Goal of the exercise >>
Find how many lines of the listing below include the word "components", then report the number by itself.

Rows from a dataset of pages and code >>
----

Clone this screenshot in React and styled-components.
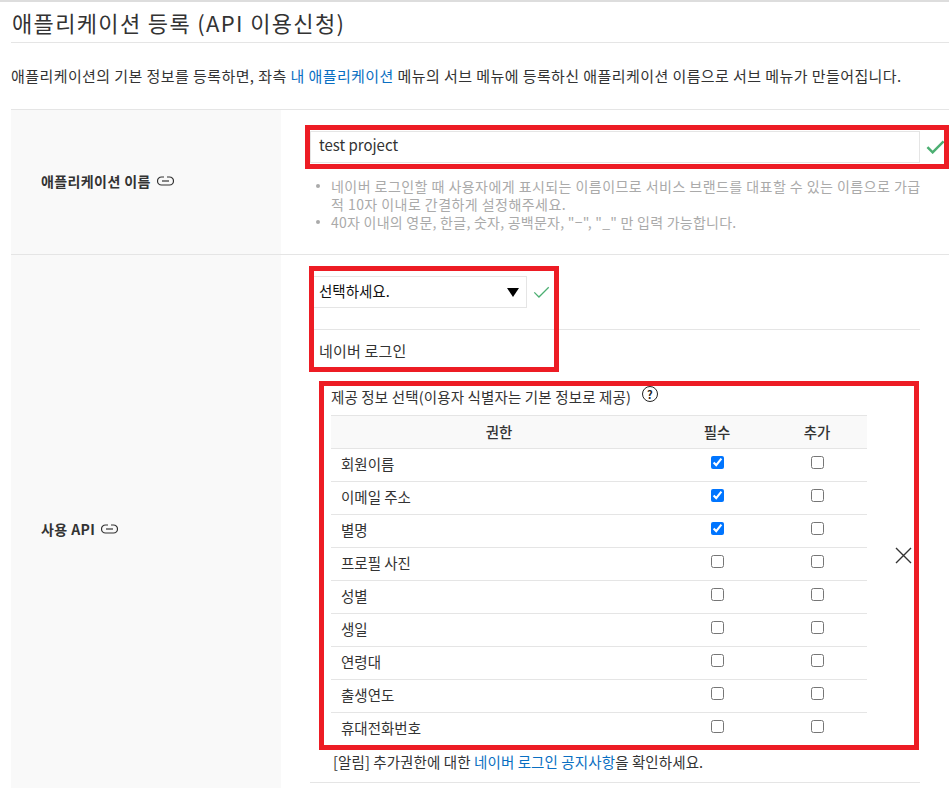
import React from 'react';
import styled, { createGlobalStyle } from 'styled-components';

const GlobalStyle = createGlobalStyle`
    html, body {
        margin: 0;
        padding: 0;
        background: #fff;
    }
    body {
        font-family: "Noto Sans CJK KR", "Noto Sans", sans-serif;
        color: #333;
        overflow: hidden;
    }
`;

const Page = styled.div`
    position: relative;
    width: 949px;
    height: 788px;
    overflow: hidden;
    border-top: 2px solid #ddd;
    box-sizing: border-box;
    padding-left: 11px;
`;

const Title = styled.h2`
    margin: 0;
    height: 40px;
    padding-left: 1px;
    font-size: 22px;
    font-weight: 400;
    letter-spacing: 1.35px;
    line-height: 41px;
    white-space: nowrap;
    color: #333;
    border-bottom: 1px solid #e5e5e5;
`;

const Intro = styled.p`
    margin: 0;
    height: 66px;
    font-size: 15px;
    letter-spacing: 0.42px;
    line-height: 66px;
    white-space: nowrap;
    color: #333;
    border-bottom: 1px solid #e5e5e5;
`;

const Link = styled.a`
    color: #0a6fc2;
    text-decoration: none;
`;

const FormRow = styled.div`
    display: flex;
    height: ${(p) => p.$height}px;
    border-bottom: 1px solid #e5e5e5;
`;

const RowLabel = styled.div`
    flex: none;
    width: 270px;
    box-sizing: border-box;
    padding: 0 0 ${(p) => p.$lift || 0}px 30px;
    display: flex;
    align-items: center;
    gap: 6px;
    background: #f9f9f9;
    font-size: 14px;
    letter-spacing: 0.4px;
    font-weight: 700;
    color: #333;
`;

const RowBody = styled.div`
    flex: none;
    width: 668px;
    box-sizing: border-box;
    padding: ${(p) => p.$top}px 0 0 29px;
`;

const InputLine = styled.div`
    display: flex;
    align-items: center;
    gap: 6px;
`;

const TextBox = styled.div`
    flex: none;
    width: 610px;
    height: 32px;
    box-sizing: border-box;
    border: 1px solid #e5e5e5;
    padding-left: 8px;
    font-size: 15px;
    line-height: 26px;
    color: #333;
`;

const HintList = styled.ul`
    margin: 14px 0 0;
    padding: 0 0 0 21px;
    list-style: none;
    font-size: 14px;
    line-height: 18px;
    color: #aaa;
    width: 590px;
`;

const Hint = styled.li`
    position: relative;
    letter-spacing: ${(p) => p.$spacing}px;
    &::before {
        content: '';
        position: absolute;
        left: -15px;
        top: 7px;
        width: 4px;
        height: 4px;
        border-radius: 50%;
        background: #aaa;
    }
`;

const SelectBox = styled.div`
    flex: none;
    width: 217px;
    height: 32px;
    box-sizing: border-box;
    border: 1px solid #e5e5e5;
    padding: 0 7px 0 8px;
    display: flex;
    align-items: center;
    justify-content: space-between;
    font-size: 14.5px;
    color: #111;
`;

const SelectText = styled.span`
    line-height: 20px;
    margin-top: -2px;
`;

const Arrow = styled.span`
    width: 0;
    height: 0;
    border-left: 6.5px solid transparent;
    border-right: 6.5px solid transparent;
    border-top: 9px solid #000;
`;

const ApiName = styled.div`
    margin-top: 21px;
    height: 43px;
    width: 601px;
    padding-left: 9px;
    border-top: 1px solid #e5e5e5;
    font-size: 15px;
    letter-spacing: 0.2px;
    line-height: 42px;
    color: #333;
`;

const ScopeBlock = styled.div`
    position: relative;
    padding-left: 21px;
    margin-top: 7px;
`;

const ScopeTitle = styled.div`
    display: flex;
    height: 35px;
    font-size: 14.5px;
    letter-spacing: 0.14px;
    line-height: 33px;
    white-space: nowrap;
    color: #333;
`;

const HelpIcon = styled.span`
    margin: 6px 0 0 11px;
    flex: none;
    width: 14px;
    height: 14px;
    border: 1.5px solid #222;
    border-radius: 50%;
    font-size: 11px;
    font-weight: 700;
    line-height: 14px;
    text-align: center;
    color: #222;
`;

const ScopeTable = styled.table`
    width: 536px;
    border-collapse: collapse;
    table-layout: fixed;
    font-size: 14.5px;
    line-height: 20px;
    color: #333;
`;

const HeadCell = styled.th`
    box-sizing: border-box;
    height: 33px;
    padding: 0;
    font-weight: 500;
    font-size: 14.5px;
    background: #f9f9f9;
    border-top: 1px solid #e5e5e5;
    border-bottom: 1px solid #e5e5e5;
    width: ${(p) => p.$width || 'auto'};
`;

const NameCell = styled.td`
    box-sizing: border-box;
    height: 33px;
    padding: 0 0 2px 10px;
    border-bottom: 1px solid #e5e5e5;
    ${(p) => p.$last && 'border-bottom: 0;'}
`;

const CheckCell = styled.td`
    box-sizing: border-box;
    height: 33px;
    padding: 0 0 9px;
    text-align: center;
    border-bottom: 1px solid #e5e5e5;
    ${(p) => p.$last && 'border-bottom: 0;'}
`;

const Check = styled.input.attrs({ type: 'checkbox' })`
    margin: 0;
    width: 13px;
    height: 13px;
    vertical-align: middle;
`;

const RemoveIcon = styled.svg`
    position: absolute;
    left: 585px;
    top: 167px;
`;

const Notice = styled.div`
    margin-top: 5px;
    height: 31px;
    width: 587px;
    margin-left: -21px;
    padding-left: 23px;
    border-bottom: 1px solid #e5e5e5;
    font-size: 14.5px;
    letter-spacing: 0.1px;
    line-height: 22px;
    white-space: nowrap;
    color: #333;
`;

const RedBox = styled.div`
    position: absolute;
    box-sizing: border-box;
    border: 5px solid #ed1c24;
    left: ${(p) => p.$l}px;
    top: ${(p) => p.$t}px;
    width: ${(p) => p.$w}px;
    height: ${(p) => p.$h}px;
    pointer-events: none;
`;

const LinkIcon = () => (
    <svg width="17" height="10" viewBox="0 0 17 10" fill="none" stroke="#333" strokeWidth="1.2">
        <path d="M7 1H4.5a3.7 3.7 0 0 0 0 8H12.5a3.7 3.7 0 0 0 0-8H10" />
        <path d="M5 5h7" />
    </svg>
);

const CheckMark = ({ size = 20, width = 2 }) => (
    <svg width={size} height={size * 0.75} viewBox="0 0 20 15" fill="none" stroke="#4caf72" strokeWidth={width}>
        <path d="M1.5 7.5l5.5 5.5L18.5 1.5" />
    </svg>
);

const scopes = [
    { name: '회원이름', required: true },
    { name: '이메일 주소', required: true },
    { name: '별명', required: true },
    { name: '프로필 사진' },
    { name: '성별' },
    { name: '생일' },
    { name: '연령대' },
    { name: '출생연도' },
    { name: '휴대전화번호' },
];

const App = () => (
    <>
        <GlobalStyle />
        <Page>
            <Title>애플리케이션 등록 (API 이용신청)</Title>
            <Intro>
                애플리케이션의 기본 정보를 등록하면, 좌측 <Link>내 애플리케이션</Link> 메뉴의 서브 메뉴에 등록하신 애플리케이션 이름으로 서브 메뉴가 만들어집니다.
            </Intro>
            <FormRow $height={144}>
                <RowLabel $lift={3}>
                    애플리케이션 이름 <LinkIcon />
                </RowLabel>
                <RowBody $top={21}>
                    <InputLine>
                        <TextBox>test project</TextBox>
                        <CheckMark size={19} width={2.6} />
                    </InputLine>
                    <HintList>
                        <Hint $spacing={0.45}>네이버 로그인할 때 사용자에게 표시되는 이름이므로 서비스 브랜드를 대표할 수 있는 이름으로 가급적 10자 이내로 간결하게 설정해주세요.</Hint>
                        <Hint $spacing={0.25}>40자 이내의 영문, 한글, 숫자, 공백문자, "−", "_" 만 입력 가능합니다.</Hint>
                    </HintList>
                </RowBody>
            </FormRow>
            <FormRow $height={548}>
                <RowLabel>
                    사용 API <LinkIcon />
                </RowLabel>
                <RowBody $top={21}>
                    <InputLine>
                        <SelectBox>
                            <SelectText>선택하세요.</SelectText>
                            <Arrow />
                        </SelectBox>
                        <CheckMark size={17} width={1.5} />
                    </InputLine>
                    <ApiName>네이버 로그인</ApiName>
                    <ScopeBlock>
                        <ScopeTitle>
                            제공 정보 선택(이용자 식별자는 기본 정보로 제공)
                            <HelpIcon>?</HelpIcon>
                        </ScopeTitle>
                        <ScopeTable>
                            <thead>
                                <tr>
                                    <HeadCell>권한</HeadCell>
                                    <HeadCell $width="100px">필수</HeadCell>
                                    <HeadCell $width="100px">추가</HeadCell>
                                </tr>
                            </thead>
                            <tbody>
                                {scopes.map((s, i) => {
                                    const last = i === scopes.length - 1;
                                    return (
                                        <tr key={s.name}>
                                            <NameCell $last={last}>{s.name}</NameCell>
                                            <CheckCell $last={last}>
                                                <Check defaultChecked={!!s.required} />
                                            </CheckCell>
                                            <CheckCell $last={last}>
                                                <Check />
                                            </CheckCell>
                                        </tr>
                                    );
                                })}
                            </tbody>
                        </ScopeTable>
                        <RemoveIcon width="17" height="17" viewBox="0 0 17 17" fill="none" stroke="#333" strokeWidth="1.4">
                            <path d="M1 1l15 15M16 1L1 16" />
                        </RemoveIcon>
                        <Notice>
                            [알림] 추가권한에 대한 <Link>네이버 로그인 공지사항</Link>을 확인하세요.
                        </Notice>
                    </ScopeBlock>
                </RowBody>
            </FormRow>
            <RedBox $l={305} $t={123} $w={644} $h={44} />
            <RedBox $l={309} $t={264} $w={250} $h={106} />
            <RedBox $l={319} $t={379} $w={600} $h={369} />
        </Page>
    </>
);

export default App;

----

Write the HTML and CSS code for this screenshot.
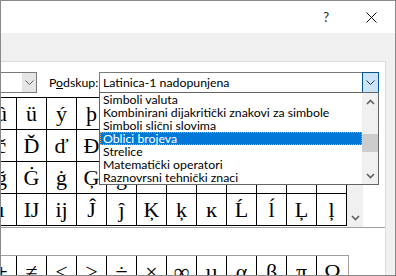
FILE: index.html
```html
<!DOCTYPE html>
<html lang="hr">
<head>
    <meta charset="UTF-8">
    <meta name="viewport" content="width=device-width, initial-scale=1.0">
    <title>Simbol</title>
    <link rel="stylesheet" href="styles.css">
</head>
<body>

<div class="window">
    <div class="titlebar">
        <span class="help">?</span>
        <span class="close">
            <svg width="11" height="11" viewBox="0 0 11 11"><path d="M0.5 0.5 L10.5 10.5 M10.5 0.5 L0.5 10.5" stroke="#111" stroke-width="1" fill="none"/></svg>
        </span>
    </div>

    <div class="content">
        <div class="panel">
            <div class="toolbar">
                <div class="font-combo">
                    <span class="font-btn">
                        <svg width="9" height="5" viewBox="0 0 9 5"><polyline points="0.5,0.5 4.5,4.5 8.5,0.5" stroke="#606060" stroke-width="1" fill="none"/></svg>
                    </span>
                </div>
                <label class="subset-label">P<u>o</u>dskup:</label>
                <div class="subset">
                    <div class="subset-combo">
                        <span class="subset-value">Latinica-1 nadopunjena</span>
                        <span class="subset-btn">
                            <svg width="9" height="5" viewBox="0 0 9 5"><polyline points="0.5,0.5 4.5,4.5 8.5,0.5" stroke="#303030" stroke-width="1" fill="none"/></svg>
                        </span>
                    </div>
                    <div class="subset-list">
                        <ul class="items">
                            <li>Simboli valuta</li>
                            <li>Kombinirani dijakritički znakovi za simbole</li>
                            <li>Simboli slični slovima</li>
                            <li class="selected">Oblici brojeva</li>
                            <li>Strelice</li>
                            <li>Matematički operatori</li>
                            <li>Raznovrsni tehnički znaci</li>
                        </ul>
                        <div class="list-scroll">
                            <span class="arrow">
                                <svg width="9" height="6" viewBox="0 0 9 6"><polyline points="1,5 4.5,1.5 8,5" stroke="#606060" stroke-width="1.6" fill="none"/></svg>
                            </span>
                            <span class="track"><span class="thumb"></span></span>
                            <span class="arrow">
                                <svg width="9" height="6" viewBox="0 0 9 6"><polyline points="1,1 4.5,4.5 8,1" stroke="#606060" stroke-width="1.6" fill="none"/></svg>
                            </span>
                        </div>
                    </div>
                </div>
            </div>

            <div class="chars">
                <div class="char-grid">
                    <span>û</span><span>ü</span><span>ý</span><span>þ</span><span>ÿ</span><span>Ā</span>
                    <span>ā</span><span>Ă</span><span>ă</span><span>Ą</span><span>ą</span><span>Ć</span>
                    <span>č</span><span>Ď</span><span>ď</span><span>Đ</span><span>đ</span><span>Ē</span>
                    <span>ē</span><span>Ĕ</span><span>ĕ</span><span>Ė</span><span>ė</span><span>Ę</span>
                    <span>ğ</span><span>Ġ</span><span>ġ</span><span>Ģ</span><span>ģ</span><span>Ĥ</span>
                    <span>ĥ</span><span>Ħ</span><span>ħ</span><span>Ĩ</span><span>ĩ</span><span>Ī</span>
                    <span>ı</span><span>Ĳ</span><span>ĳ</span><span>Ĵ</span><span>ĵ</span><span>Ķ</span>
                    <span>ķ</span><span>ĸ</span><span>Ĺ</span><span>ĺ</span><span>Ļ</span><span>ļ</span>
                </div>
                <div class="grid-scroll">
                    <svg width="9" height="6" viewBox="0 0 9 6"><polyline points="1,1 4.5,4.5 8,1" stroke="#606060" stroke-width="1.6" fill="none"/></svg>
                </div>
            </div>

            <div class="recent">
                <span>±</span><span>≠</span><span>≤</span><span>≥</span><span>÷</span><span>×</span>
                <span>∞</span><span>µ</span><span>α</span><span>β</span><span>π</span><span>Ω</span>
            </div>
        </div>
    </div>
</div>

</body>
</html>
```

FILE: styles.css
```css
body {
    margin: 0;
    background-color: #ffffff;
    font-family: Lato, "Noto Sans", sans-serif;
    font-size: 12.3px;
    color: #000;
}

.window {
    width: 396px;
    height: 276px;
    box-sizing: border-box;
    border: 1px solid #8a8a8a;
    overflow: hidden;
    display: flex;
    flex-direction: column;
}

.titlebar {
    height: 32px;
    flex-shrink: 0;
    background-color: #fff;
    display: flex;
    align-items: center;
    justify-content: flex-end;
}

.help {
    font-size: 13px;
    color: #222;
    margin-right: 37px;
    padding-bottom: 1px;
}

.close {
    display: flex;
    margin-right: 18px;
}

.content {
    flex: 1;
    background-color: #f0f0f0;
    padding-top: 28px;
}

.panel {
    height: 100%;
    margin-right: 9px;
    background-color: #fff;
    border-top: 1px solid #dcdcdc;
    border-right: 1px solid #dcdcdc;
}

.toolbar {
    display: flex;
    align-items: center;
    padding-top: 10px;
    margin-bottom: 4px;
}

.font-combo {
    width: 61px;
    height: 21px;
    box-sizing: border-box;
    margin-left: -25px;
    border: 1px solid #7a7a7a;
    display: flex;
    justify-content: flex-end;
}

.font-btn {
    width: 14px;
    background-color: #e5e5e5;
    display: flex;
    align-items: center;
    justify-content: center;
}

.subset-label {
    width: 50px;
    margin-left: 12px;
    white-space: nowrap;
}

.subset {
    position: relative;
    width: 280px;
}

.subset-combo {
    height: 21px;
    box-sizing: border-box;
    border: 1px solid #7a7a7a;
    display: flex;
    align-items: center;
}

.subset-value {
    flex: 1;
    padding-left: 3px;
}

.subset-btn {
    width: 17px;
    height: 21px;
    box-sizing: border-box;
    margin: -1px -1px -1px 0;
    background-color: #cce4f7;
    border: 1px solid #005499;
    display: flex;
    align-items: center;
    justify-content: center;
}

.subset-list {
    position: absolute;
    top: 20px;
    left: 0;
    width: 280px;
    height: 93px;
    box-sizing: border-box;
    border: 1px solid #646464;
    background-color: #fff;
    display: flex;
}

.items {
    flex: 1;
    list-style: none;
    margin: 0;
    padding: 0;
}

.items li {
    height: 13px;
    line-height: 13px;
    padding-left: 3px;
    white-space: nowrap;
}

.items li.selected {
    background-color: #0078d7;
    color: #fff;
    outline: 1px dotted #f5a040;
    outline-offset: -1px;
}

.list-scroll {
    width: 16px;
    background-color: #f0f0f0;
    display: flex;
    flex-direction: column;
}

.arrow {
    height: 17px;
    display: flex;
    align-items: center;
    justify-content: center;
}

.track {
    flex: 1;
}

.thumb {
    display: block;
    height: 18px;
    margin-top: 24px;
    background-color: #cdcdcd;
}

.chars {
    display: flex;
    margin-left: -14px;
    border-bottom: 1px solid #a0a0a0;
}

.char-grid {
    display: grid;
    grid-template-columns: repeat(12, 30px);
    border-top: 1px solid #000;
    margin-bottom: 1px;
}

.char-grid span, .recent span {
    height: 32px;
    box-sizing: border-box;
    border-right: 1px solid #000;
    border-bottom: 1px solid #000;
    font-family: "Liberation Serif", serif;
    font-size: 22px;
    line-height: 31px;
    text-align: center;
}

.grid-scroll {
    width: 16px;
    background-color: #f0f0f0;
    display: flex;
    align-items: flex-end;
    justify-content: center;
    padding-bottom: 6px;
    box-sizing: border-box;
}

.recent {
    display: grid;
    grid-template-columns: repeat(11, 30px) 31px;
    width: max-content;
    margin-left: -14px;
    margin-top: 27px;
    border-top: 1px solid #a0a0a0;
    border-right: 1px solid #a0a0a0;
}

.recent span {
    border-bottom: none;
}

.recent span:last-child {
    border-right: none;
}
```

----

The solution >>
2